By Greg B. The English gave us the India Pale Ale style, but good lord, they’re terrible at making it. Sure, that’s a very American-centric viewpoint of both beer and the style, but I have to come right out and say I’m happy that the American craft beer movement has taken this original, humble beer and roided it up into something that would be unrecognizable next to it’s origins. Evolution, in this case, tastes delicious.
And if evolution tastes delicious, what of it’s precursor? Well, I’m sorry to say that most actual English IPA (or most of them in general, for that matter) just don’t really shine. And I think Sam Smith’s IPA is a good example of an English IPA, but it’s worth discussing the beer for a moment, so you can all understand what I mean.

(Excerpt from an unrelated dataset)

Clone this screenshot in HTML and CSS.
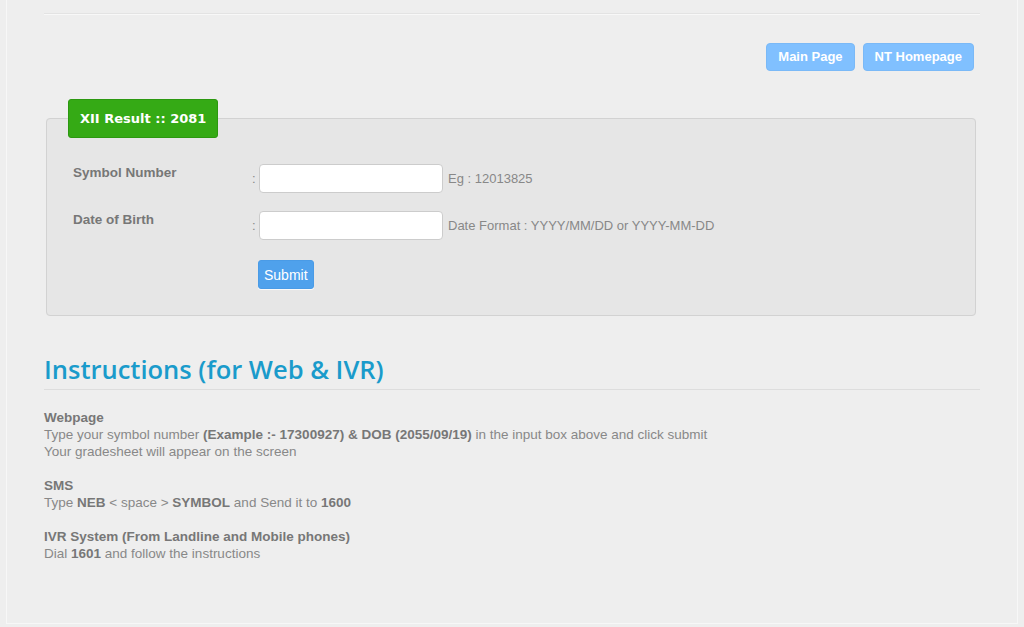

The beer pours a deep golden color with touches of reddish amber, and features a good 1 finger of very creamy light tan head that slowly recedes and leaves a very thick and luscious lacing. The beer (as you can see in the picture) has a bunch of carbonation to show off, which is notably different from most English ales. The aroma is quite malty, and smells of caramel malts and sweeter aromas as well as some musty citrus notes. The flavors are of a sweeter malt ‘tea’, if you can imagine that, with a hint of citrus and those more earthy notes dominating the hop profile, which is notably very minuscule. Telling this beer apart from an English pale ale would be very difficult indeed. The finish is a bit of carbonation and the sweet malt tea flavor that lingers. 5% abv, 1.3/5
How does this differ from an American IPA? A generally average American IPA will tend to be lighter in color, using less caramel malt and more malt of a biscuity or bready character. These malts really provide a structured backbone to the beer, allowing the residual sweetness to hang nicely, as well as whichever hop varieties you choose to use. For an American IPA, the nose may open with a very piney aroma, or perhaps a very citrusy one. And when you drink it, the pine/citrus or spicy hop aromas combine with a good amount of bitters, refreshing the palette. It’s generally not overly bitter, and this is where the good malt backbone holds it all together (and this is where a lot of mediocre IPAs fail. Not in hop usage, but in their malt skeleton to compliment the bitters). American IPAs finish refreshing and still complex. English IPAs finish with the same note they started with: a mild tea.